■ **What you need to do**
Copy the listing verbatim, excluding any images found in it.

━━ Dataset entries

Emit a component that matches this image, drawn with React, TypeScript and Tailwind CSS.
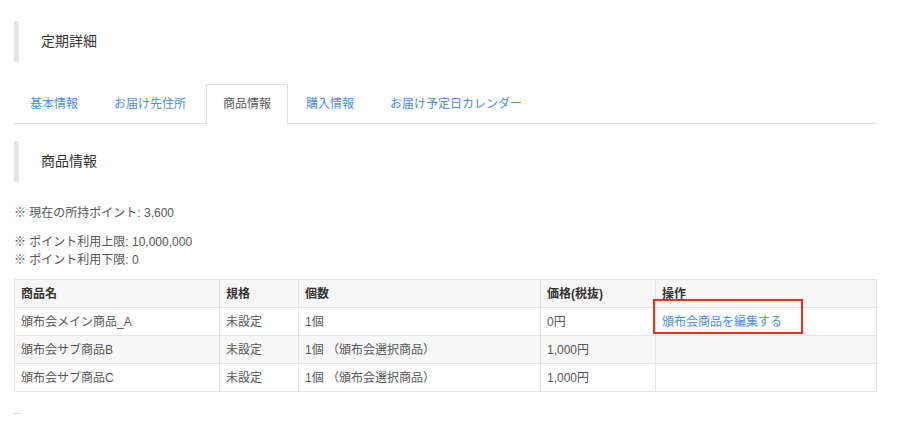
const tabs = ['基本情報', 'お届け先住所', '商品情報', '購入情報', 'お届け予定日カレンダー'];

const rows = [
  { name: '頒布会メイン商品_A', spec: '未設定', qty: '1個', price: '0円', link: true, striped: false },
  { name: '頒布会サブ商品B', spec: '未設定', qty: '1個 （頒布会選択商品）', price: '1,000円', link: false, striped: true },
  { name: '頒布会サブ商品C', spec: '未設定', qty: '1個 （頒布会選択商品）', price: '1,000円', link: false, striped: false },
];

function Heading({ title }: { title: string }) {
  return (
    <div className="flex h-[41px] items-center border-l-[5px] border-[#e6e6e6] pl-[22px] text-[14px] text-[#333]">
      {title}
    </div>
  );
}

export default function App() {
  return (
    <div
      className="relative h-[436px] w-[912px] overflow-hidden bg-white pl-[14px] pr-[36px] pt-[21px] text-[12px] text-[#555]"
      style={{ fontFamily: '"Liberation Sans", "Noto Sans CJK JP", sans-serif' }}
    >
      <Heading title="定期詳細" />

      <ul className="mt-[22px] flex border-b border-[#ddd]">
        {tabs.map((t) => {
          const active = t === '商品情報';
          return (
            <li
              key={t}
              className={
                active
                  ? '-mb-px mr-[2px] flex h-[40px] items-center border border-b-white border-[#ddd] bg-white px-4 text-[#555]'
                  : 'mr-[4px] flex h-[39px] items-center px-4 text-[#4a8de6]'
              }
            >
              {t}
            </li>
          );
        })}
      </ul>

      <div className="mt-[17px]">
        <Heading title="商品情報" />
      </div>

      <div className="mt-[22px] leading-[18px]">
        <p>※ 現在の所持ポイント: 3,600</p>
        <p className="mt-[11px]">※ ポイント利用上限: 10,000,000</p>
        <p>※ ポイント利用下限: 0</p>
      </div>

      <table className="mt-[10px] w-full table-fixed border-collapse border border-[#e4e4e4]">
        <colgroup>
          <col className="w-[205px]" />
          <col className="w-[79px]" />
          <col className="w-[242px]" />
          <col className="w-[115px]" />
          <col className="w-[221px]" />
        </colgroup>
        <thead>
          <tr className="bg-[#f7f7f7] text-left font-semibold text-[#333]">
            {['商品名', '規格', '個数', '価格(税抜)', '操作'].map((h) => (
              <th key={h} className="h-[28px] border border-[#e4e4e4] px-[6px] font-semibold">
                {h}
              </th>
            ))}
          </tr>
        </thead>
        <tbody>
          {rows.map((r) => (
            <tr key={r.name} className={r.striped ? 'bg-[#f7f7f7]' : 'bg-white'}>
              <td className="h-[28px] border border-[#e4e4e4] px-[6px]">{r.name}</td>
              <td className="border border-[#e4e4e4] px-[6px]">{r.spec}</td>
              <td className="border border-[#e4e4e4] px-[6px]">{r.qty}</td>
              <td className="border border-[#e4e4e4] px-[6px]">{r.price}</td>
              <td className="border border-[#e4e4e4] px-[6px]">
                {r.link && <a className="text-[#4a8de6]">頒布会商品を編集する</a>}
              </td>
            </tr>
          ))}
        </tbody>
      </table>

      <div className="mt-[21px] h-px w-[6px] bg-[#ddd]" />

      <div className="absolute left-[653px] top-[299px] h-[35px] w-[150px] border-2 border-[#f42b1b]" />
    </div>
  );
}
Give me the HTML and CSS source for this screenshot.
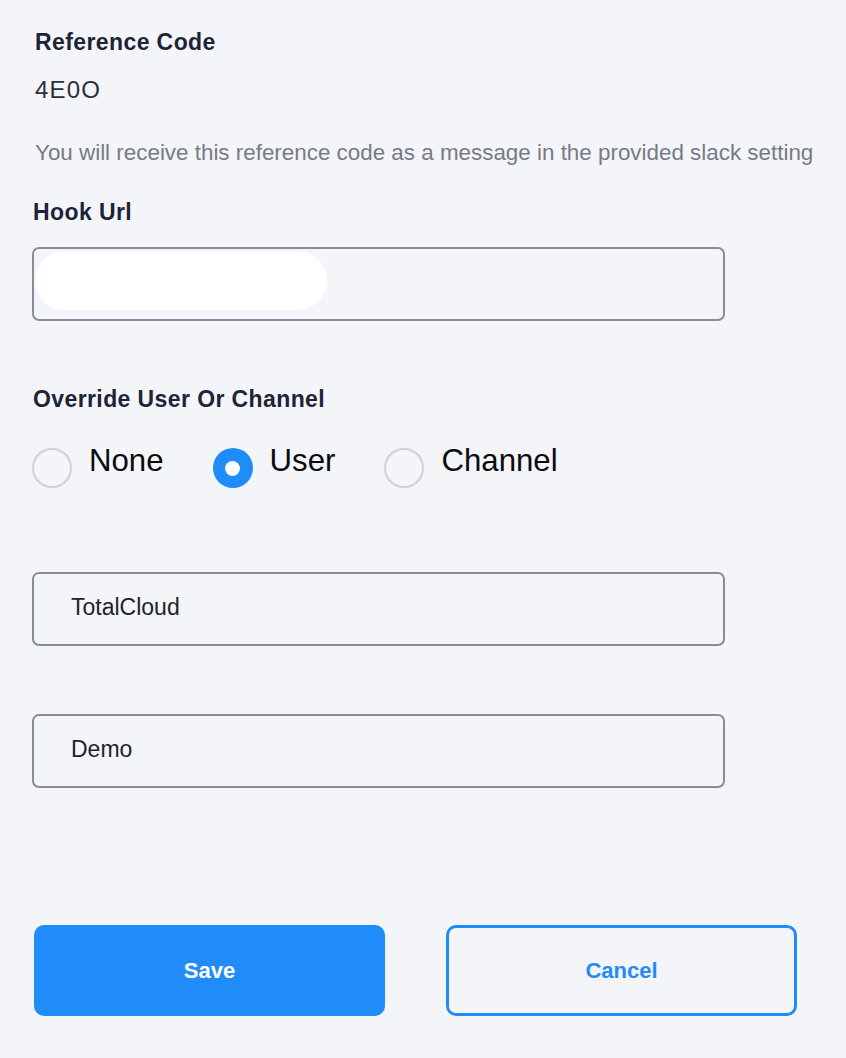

━━━━

■ **Answer to this exercise**
Emit a component that matches this image, drawn with React, TypeScript and Tailwind CSS.
const tabs = ['基本情報', 'お届け先住所', '商品情報', '購入情報', 'お届け予定日カレンダー'];

const rows = [
  { name: '頒布会メイン商品_A', spec: '未設定', qty: '1個', price: '0円', link: true, striped: false },
  { name: '頒布会サブ商品B', spec: '未設定', qty: '1個 （頒布会選択商品）', price: '1,000円', link: false, striped: true },
  { name: '頒布会サブ商品C', spec: '未設定', qty: '1個 （頒布会選択商品）', price: '1,000円', link: false, striped: false },
];

function Heading({ title }: { title: string }) {
  return (
    <div className="flex h-[41px] items-center border-l-[5px] border-[#e6e6e6] pl-[22px] text-[14px] text-[#333]">
      {title}
    </div>
  );
}

export default function App() {
  return (
    <div
      className="relative h-[436px] w-[912px] overflow-hidden bg-white pl-[14px] pr-[36px] pt-[21px] text-[12px] text-[#555]"
      style={{ fontFamily: '"Liberation Sans", "Noto Sans CJK JP", sans-serif' }}
    >
      <Heading title="定期詳細" />

      <ul className="mt-[22px] flex border-b border-[#ddd]">
        {tabs.map((t) => {
          const active = t === '商品情報';
          return (
            <li
              key={t}
              className={
                active
                  ? '-mb-px mr-[2px] flex h-[40px] items-center border border-b-white border-[#ddd] bg-white px-4 text-[#555]'
                  : 'mr-[4px] flex h-[39px] items-center px-4 text-[#4a8de6]'
              }
            >
              {t}
            </li>
          );
        })}
      </ul>

      <div className="mt-[17px]">
        <Heading title="商品情報" />
      </div>

      <div className="mt-[22px] leading-[18px]">
        <p>※ 現在の所持ポイント: 3,600</p>
        <p className="mt-[11px]">※ ポイント利用上限: 10,000,000</p>
        <p>※ ポイント利用下限: 0</p>
      </div>

      <table className="mt-[10px] w-full table-fixed border-collapse border border-[#e4e4e4]">
        <colgroup>
          <col className="w-[205px]" />
          <col className="w-[79px]" />
          <col className="w-[242px]" />
          <col className="w-[115px]" />
          <col className="w-[221px]" />
        </colgroup>
        <thead>
          <tr className="bg-[#f7f7f7] text-left font-semibold text-[#333]">
            {['商品名', '規格', '個数', '価格(税抜)', '操作'].map((h) => (
              <th key={h} className="h-[28px] border border-[#e4e4e4] px-[6px] font-semibold">
                {h}
              </th>
            ))}
          </tr>
        </thead>
        <tbody>
          {rows.map((r) => (
            <tr key={r.name} className={r.striped ? 'bg-[#f7f7f7]' : 'bg-white'}>
              <td className="h-[28px] border border-[#e4e4e4] px-[6px]">{r.name}</td>
              <td className="border border-[#e4e4e4] px-[6px]">{r.spec}</td>
              <td className="border border-[#e4e4e4] px-[6px]">{r.qty}</td>
              <td className="border border-[#e4e4e4] px-[6px]">{r.price}</td>
              <td className="border border-[#e4e4e4] px-[6px]">
                {r.link && <a className="text-[#4a8de6]">頒布会商品を編集する</a>}
              </td>
            </tr>
          ))}
        </tbody>
      </table>

      <div className="mt-[21px] h-px w-[6px] bg-[#ddd]" />

      <div className="absolute left-[653px] top-[299px] h-[35px] w-[150px] border-2 border-[#f42b1b]" />
    </div>
  );
}
Give me the HTML and CSS source for this screenshot.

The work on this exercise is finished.